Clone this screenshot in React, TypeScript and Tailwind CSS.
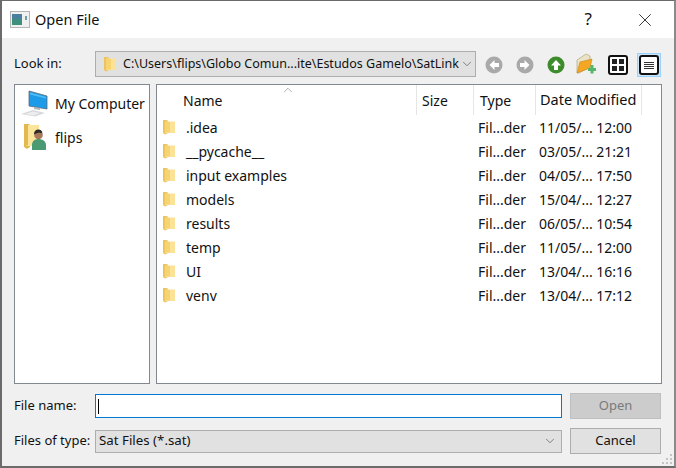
import React from 'react';
import { ChevronDown, ChevronUp, X } from 'lucide-react';

const files = [
  { name: '.idea', date: '11/05/... 12:00' },
  { name: '__pycache__', date: '03/05/... 21:21' },
  { name: 'input examples', date: '04/05/... 17:50' },
  { name: 'models', date: '15/04/... 12:27' },
  { name: 'results', date: '06/05/... 10:54' },
  { name: 'temp', date: '11/05/... 12:00' },
  { name: 'UI', date: '13/04/... 16:16' },
  { name: 'venv', date: '13/04/... 17:12' },
];

const Folder = ({ className }: { className?: string }) => (
  <svg viewBox="0 0 12 16" className={className}>
    <path d="M0 1h4l1 1v12l-3 1.5L0 14z" fill="#ecc35c" />
    <path d="M2.500 2.500h9.500V14H1.500L2.500 13z" fill="#fbe296" />
    <path d="M3 3h4v10.500H2.500z" fill="#f8d470" />
  </svg>
);

const WindowIcon = () => (
  <svg viewBox="0 0 20 17" className="w-5 h-[17px]">
    <rect x="0.5" y="0.5" width="19" height="16" fill="#f0f0f0" stroke="#b5b5b5" />
    <rect x="2" y="3" width="10" height="11" fill="#3f8f7f" />
    <rect x="2" y="3" width="10" height="5" fill="#4a7fa0" />
    <rect x="15" y="5" width="2" height="4" fill="#6f9fae" />
  </svg>
);

const Computer = () => (
  <svg viewBox="0 0 30 27" className="w-[30px] h-[27px]">
    <path d="M9 1l18 5v13l-18-3z" fill="#1c9be8" stroke="#5a6b7a" strokeWidth="0.8" />
    <path d="M10 2.500l16 4.500v1.500L10 4.500z" fill="#52bdf5" />
    <path d="M14 17l6 1v2l-6-1z" fill="#b0b4b8" />
    <path d="M1 24l12-4 12 3-10 3.500z" fill="#d5d8da" />
    <path d="M5 24l8-2.600 7 1.700-6.500 2.300z" fill="#eceeee" />
  </svg>
);

const UserFolder = () => (
  <svg viewBox="0 0 24 28" className="w-6 h-7">
    <path d="M1 1h5l1 1v22l-3 2-3-2z" fill="#e3b94f" />
    <path d="M5 2h11v21H3l2-1z" fill="#fbe59a" />
    <path d="M9 22c0-4 3-6 6.500-6s7.500 2 7.500 6v5H9z" fill="#4b9b72" />
    <circle cx="15.500" cy="12" r="4.300" fill="#a8785a" />
    <path d="M11 11.500c0-4 2.500-5 4.500-5s4 1.500 3.800 4c-2-1.500-5-1-8.300 1z" fill="#2c2a28" />
  </svg>
);

const NavArrow = ({ dir, color }: { dir: 'left' | 'right' | 'up'; color: string }) => (
  <svg viewBox="0 0 18 18" className="w-[18px] h-[18px]">
    <circle cx="9" cy="9" r="8.500" fill={color} />
    {dir === 'left' && <path d="M9.500 4L4.500 9l5 5v-3H14V7H9.500z" fill="#fff" />}
    {dir === 'right' && <path d="M8.500 4l5 5-5 5v-3H4V7h4.500z" fill="#fff" />}
    {dir === 'up' && <path d="M4 9.500L9 4l5 5.500h-3V14H7V9.500z" fill="#fff" />}
  </svg>
);

const NewFolder = () => (
  <svg viewBox="0 0 20 22" className="w-5 h-[22px]">
    <path d="M1 7l9-6 4 2v11L3 20H1z" fill="#e9e3c8" stroke="#a99a6a" strokeWidth="0.6" />
    <path d="M1 20l3-11 12-3-2 9z" fill="#f5a623" stroke="#c98518" strokeWidth="0.6" />
    <path d="M14.500 12h3v3h2.500v3h-2.500v2.500h-3V18H12v-3h2.500z" fill="#55b56a" />
  </svg>
);

const Header = ({ label, className }: { label: string; className: string }) => (
  <div className={`border-r border-[#e5e5e5] flex items-center h-full ${className}`}>{label}</div>
);

export default function App() {
  return (
    <div
      className="w-[676px] h-[468px] bg-[#f0f0f0] border-2 border-t border-[#6b6b6b] border-r-[#8a8a8a] text-[14px] text-[#111] overflow-hidden relative"
      style={{ fontFamily: '"Noto Sans", "Open Sans", sans-serif' }}
    >
      {/* title bar */}
      <div className="h-[37px] bg-white flex items-center pl-2">
        <WindowIcon />
        <span className="ml-[5px] text-[14.500px] leading-none mb-[1px]">Open File</span>
        <span className="ml-auto text-[17px] mr-[42px] mb-[1px]">?</span>
        <X size={22} strokeWidth={0.9} className="mr-[18px] text-[#111]" />
      </div>

      {/* look in */}
      <div className="flex items-center mt-[13px] h-[26px] pl-3">
        <span className="w-[81px] text-[13px]">Look in:</span>
        <div className="w-[381px] h-[26px] bg-[#e1e1e1] border border-[#adadad] flex items-center pl-2 text-[12.500px] whitespace-nowrap">
          <Folder className="w-3 h-4 shrink-0" />
          <span className="ml-[7px] w-[337px] overflow-hidden">C:\Users\flips\Globo Comun...ite\Estudos Gamelo\SatLink</span>
          <ChevronDown size={14} strokeWidth={1.2} className="text-[#555] shrink-0" />
        </div>
        <div className="ml-[9px] mt-[2px]"><NavArrow dir="left" color="#a9a9a9" /></div>
        <div className="ml-[13px] mt-[2px]"><NavArrow dir="right" color="#a9a9a9" /></div>
        <div className="ml-[13px] mt-[2px]"><NavArrow dir="up" color="#3d8b2a" /></div>
        <div className="ml-[11px]"><NewFolder /></div>
        <div className="ml-[12px] mt-[2px] w-5 h-5 border-2 border-[#111] rounded-[3px] bg-white grid grid-cols-2 gap-[2px] p-[2px]">
          <span className="bg-[#222]" /><span className="bg-[#222]" /><span className="bg-[#222]" /><span className="bg-[#222]" />
        </div>
        <div className="ml-[9px] mt-[2px] w-6 h-6 bg-[#cce4f7] border border-[#99d1ff] flex items-center justify-center">
          <div className="w-5 h-5 border-2 border-[#111] rounded-[3px] bg-white flex flex-col justify-center gap-[1px] px-[3px]">
            <span className="h-[1px] bg-[#333]" /><span className="h-[1px] bg-[#333]" /><span className="h-[1px] bg-[#333]" /><span className="h-[1px] bg-[#333]" />
          </div>
        </div>
      </div>

      {/* panels */}
      <div className="flex mt-[7px] pl-3 gap-[6px] h-[300px]">
        <div className="w-[136px] bg-white border border-[#828790] pt-[4px]">
          <div className="flex items-center h-[29px] pl-[5px] gap-[5px]">
            <Computer />
            <span className="text-[14px] whitespace-nowrap">My Computer</span>
          </div>
          <div className="flex items-center h-[28px] mt-[5px] pl-[8px] gap-[8px]">
            <UserFolder />
            <span className="text-[14px]">flips</span>
          </div>
        </div>
        <div className="w-[506px] bg-white border border-[#828790] relative">
          <ChevronUp size={14} strokeWidth={1} className="absolute left-[124px] -top-[2px] text-[#777]" />
          <div className="flex h-[30px] text-[14px] items-center">
            <Header label="Name" className="w-[260px] pl-[26px]" />
            <Header label="Size" className="w-[57px] pl-[5px]" />
            <Header label="Type" className="w-[62px] pl-[6px]" />
            <Header label="Date Modified" className="w-[106px] pl-[4px] whitespace-nowrap text-[14.500px]" />
          </div>
          {files.map((f) => (
            <div key={f.name} className="flex items-center h-6 text-[14px]">
              <div className="w-[317px] flex items-center pl-[6px]">
                <Folder className="w-3 h-4 shrink-0" />
                <span className="ml-[11px]">{f.name}</span>
              </div>
              <span className="w-[62px] pl-[4px] text-[14px]">Fil...der</span>
              <span className="pl-[3px] text-[14px] whitespace-nowrap">{f.date}</span>
            </div>
          ))}
        </div>
      </div>

      {/* file name */}
      <div className="flex items-center pl-3 mt-[9px] h-[26px]">
        <span className="w-[81px] text-[13px]">File name:</span>
        <div className="w-[467px] h-[24px] bg-white border border-[#0078d7] flex items-center pl-[2px]">
          <span className="w-[1px] h-[15px] bg-black" />
        </div>
        <button className="ml-2 w-[91px] h-[26px] bg-[#cccccc] border border-[#bfbfbf] text-[13px] text-[#7a7a7a]">Open</button>
      </div>

      {/* file type */}
      <div className="flex items-center pl-3 mt-[9px] h-[26px]">
        <span className="w-[81px] text-[13px] whitespace-nowrap">Files of type:</span>
        <div className="w-[467px] h-[23px] bg-[#e1e1e1] border border-[#adadad] flex items-center pl-[3px] pr-[4px] text-[13.300px]">
          <span>Sat Files (*.sat)</span>
          <ChevronDown size={14} strokeWidth={1.2} className="ml-auto text-[#555]" />
        </div>
        <button className="ml-2 w-[91px] h-[26px] bg-[#e1e1e1] border border-[#adadad] text-[13px]">Cancel</button>
      </div>

      {/* size grip */}
      <svg viewBox="0 0 11 11" className="absolute right-[1px] bottom-[1px] w-[11px] h-[11px]">
        <path d="M8 0h2v2H8zM4 4h2v2H4zM8 4h2v2H8zM0 8h2v2H0zM4 8h2v2H4zM8 8h2v2H8z" fill="#c4c4c4" />
      </svg>
    </div>
  );
}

> _EXERCISE DESCRIPTION_:
Repeat exactly and only the lines from the start of the data above through the line that holds "ChevronDown, ChevronUp, X", inclusive. Pictures do not belong in the copy.

> _SOLVED PROBLEM_:
Clone this screenshot in React, TypeScript and Tailwind CSS.
import React from 'react';
import { ChevronDown, ChevronUp, X } from 'lucide-react';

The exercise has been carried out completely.